One Tree Point resident Gillian Archer said the land for the proposed airport was almost at sea level and close to the ocean.
She said that brought coastal inundation concern which had become even more pressing with new sea level rise warnings brought to light this week.
Archer said geologically speaking, the whole One Tree Point area had been under the sea in the past. This could be seen by natural wave-like topographical features, in places where land was not too modified.
One Tree Point resident Lucina Kau Kau (correct) was worried her rates would go up to pay for a potential new airport in her neighbourhood, when it still had open drains and other needed infrastructure that hadn’t been dealt with. She was concerned about impact on native fauna such as kererū which visited her property.
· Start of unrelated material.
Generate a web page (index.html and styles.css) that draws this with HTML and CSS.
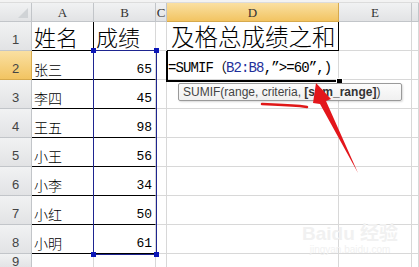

A few at the meeting were not against a new local airport.
Ruakākā resident of just nine months Norm Fagg, said he did not mind the idea of a new One Tree Point West airport. He lived 300 metres from Queenstown airport for 15 years before moving north last year.
“I don’t care about it being there, about the noise,” Fagg said of One Tree Point West.
Ruakaka Residents and Ratepayers Association secretary Richard Morris said he wasn’t particularly concerned about the local arrival of a new airport.
WDC has received 200 submissions about the potential site for Whangārei’s airport going forward. Consultation opened on April 20. It closes on May 25.